Wherever feasible in practice, SSPF seeks to vote in all the companies in which it invests. It does however refrain from exercising its voting rights on shares issued by Royal Dutch Shell (RDS), as the relationship with RDS is more than just a shareholder one. SSPF wishes to avoid any suggestion of a conflict of interests or acting on the basis of other than public information by taking active positions in RDS and any instruments issued by it.
In principle SSPF favours remote voting rather than actual attendance at shareholders' meetings.
SSPF has spread its shareholdings worldwide so broadly that only by way of extreme exception will it have such an interest in any one company that this could provide an independent right to have items placed on the agenda at the meeting of shareholders.
Should SSPF wish to make use of that right in these few exceptional cases, or to do so on the basis of ad hoc collaboration with other shareholders, it will in principle consult the directors of the company in question beforehand, providing them where necessary and possible with a reasonable time in which to respond. If an item is placed on the agenda of a shareholders meeting, SSPF or its authorised proxy will provide an explanation at the meeting.
If so requested by the company in question, SSPF will explain why it abstained or voted against a management proposal.
Borrowing and lending shares in relation to the exercise of voting rights
SSPF does not borrow any shares solely for the purpose of exercising the voting rights attaching to those shares.
Where the case arises SSPF may decide to recall lent out shares before the voting registration date for a meeting of shareholders of a company in which it invests, for example if one or more controversial items are on the agenda for that meeting.
Where there are grounds for doing so, SSPF seeks to enter into dialogue with the managements of companies without seeking publicity (‘silent diplomacy’). In appropriate cases this may involve acting jointly with other institutional investors.
Engagement is generally directed towards inducing the company in question to make improvements in environmental, social and governance policy. An important part of the dialogue with such companies is aimed at the promotion of good corporate governance, such as the organisational structure, composition of the management board and the supervisory board (including the appointment/reappointment of members of both boards), the remuneration policy, the appointment/reappointment of the external auditor and protection of the rights of minority shareholders.

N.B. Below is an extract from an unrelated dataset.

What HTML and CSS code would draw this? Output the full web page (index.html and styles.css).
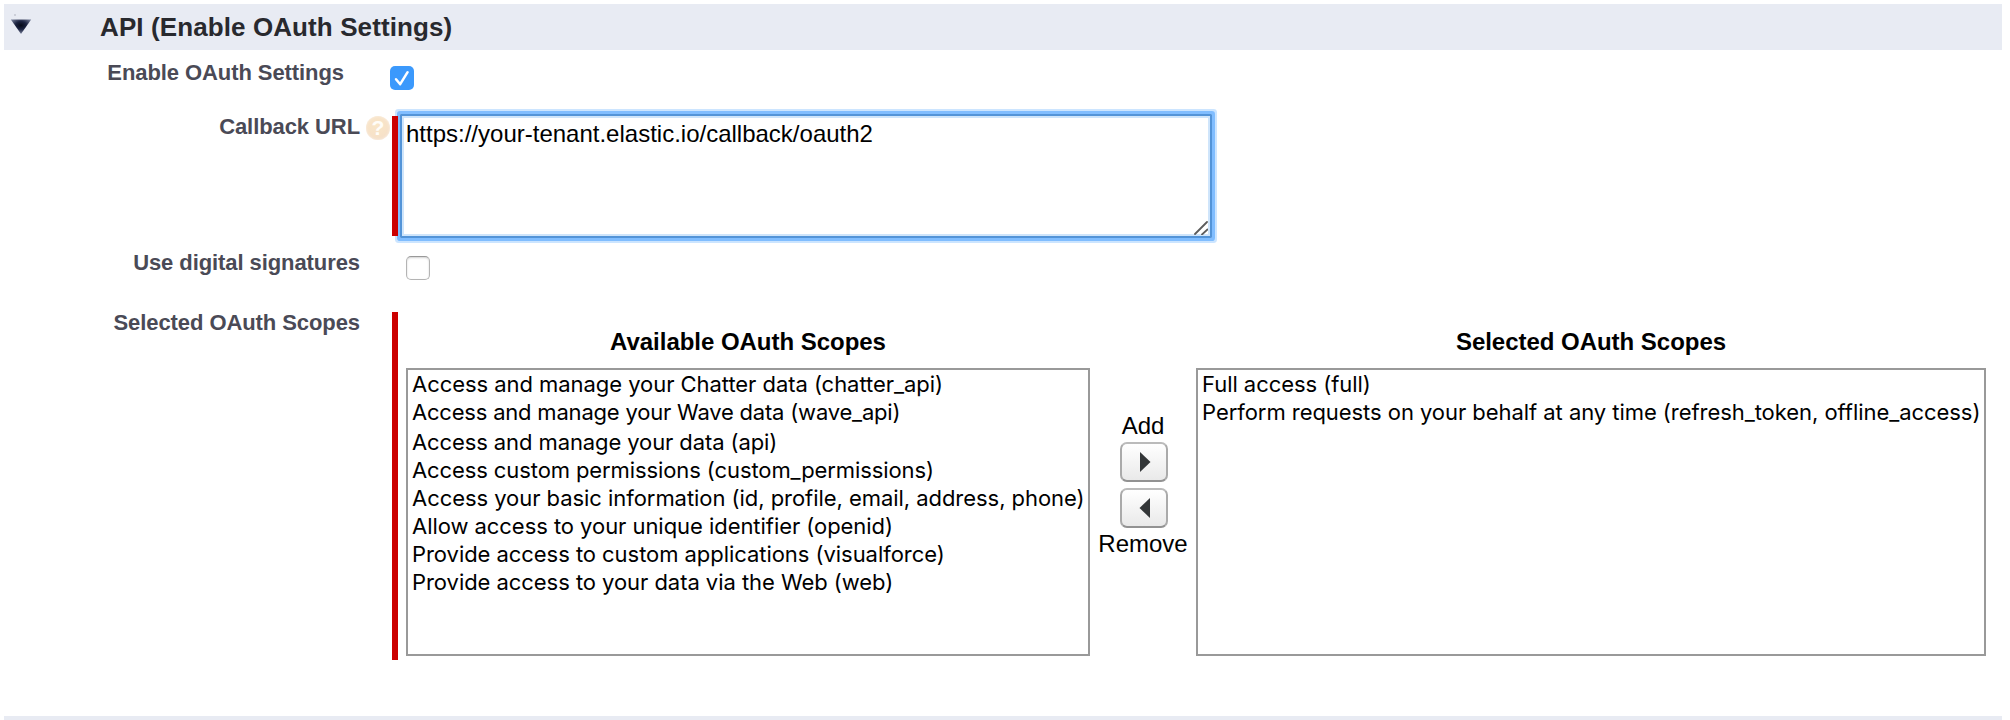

As long as the dialogue is constructive it will be continued. It may nevertheless happen that the dialogue is broken off, and in certain cases this may result in a recommendation to exclude the company in question. This will be decided on by the Board on a case-by-case basis.
SSPF reports on the implementation of the voting and engagement policy in its annual report and also each quarter on the website. The engagements in question and the voting policy are broken down by region, votes cast and topics where SSPF has voted against or abstained. SSPF does not make an exception to report in more detail on Dutch companies.
Impact investing and (external) manager selection
Within the SSPF investment policy there is room for impact investing, i.e. investments assessed not just in terms of the financial return but also on non-financial factors such as their contribution to social and/or environmental goals. This may include sustainability themes in the worldwide thematic equity portfolio or allocations to certain loans in the fixed income portfolio.
In exercising their activities, external managers are required to act in accordance with the ‘Shell General Business Principles’ (SGBP) or comparable principles. The SGBP are in line with the United Nations Principles for Responsible Investment (UNPRI). The selection of external managers is based in part on ESG criteria which, all else being equal, can be decisive.
The Board of SSPF has designated two members from its midst, including the Chairman, as the point of contact for responsible investment. The current issues in this area are discussed with them and it is decided which items are to be placed on the agenda at Board meetings.
SSPF signed the UNPRI in 2008.
SSPF participates directly or indirectly in a number of forums, of which Eumedion and the International Corporate Governance Network (ICGN) are the most important. In addition the Board has taken the initiative for SAMCo to become a member of the Global Real Estate Sustainability Benchmark (GRESB). This benchmark is designed to improve the sustainability performances of real estate companies and funds, in which institutional investors such as SSPF invest.
Evaluation and adjustment of the policy
The responsible investment policy is evaluated annually by the Board, and revised if necessary.